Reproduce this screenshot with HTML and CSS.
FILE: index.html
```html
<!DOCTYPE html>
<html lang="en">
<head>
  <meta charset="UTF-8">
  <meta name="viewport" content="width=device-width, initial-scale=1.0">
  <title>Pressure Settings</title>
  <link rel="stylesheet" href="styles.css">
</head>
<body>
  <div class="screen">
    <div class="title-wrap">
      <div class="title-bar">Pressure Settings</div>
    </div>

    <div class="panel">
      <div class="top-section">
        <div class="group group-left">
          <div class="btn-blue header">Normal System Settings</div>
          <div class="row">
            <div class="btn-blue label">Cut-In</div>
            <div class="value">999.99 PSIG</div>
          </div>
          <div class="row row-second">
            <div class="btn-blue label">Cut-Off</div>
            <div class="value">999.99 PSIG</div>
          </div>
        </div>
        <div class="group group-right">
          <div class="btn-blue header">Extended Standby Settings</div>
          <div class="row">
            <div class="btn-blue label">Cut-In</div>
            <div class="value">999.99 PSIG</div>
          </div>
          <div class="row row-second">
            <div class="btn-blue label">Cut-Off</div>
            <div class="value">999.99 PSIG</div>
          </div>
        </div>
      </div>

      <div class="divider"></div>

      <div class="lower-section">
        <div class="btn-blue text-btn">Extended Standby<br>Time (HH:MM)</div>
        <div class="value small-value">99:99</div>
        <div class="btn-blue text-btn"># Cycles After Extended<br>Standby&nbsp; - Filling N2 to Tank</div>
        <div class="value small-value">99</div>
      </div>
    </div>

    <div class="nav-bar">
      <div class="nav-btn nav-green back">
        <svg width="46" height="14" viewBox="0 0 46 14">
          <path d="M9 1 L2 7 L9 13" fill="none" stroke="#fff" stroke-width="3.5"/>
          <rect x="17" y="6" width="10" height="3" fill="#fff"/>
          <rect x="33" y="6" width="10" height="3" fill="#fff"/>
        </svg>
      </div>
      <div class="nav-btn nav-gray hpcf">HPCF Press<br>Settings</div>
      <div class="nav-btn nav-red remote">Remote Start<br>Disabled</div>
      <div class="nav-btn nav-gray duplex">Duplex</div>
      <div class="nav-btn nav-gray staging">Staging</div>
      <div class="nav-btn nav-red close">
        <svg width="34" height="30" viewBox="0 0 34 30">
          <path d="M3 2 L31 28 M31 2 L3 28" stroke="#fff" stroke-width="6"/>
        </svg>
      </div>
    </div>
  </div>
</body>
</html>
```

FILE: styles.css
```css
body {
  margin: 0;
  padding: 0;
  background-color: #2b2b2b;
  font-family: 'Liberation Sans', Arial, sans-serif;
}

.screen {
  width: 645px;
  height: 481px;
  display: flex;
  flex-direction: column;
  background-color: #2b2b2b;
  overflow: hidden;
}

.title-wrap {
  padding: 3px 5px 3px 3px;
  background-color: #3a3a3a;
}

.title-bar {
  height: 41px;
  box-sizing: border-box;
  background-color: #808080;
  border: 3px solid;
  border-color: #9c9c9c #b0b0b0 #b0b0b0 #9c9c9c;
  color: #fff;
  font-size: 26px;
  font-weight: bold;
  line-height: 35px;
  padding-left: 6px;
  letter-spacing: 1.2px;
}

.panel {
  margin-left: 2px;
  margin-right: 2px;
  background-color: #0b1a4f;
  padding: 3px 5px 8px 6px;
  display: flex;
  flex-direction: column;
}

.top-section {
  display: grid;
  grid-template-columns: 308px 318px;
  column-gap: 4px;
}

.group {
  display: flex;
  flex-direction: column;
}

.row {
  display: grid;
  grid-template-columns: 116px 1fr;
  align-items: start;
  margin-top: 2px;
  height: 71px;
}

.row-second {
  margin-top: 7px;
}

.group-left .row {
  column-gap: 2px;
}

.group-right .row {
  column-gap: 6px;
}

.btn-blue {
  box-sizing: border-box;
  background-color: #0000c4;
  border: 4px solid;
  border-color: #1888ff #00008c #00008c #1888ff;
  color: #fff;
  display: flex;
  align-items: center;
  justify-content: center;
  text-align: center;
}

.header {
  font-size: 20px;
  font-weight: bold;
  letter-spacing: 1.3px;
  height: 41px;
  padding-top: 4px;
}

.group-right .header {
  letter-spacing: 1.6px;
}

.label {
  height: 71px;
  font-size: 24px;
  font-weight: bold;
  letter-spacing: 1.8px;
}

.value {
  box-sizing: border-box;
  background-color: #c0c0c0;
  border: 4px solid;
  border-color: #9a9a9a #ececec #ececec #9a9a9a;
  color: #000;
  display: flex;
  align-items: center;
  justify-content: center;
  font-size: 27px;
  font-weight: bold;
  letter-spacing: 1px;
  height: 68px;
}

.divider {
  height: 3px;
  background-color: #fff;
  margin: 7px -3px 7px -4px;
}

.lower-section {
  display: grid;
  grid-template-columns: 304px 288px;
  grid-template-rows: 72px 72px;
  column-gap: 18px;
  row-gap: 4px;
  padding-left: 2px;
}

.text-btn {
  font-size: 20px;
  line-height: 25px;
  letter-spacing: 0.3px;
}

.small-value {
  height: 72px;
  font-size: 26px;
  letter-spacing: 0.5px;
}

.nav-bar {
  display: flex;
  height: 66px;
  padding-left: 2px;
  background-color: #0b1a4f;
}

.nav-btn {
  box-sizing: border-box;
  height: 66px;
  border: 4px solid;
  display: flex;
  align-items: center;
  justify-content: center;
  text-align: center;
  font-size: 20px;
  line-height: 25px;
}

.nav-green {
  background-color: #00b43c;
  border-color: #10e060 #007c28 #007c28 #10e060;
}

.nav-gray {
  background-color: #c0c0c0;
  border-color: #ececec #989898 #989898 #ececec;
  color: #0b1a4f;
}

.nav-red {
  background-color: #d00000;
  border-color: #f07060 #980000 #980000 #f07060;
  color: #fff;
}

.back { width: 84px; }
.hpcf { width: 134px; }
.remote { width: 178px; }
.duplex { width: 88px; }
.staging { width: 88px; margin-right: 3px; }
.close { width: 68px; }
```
┄┄┄┄┄┄
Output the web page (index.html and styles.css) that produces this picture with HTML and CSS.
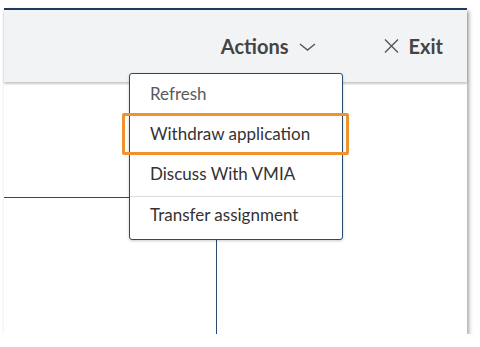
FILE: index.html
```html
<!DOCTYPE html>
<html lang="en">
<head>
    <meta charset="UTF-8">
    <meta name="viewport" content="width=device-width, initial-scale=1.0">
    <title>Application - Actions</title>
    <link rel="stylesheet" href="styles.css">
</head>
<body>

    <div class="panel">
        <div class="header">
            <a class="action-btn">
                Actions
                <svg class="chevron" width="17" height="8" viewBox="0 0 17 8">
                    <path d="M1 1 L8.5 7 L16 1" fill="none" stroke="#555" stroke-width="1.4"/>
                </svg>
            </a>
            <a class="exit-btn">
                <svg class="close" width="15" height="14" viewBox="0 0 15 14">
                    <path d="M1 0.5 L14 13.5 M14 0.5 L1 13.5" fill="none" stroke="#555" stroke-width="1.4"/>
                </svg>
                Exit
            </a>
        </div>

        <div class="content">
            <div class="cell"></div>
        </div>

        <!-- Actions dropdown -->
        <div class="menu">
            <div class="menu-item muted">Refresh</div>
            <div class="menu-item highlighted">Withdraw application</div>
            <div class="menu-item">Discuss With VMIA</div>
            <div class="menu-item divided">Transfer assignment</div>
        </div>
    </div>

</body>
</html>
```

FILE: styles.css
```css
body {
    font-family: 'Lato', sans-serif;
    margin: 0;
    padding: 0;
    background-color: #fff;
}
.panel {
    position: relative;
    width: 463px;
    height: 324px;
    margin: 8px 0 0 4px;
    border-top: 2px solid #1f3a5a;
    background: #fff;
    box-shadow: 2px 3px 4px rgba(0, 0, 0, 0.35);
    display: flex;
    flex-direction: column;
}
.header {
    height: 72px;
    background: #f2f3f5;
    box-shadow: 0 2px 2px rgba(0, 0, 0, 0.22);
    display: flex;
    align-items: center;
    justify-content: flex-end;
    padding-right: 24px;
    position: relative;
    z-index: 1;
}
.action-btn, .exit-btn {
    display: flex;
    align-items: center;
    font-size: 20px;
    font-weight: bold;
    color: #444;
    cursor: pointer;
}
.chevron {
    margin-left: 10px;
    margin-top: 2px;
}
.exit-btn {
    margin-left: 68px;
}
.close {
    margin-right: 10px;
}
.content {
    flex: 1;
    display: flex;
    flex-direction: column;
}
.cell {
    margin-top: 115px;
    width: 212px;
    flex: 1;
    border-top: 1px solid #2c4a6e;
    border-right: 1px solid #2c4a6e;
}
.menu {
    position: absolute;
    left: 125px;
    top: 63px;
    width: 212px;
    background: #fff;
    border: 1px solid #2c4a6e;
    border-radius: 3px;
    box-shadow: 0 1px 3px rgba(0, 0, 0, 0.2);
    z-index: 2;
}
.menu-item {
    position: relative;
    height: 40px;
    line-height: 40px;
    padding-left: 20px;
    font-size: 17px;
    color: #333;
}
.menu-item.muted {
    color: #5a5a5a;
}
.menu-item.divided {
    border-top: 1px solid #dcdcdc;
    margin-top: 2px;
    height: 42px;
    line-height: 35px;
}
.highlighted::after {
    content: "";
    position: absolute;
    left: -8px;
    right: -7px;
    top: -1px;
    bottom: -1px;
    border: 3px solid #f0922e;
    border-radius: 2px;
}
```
┄┄┄┄┄┄
Copy out every line of the data that includes "styles".

  <link rel="stylesheet" href="styles.css">
FILE: styles.css
Output the web page (index.html and styles.css) that produces this picture with HTML and CSS.
    <link rel="stylesheet" href="styles.css">
FILE: styles.css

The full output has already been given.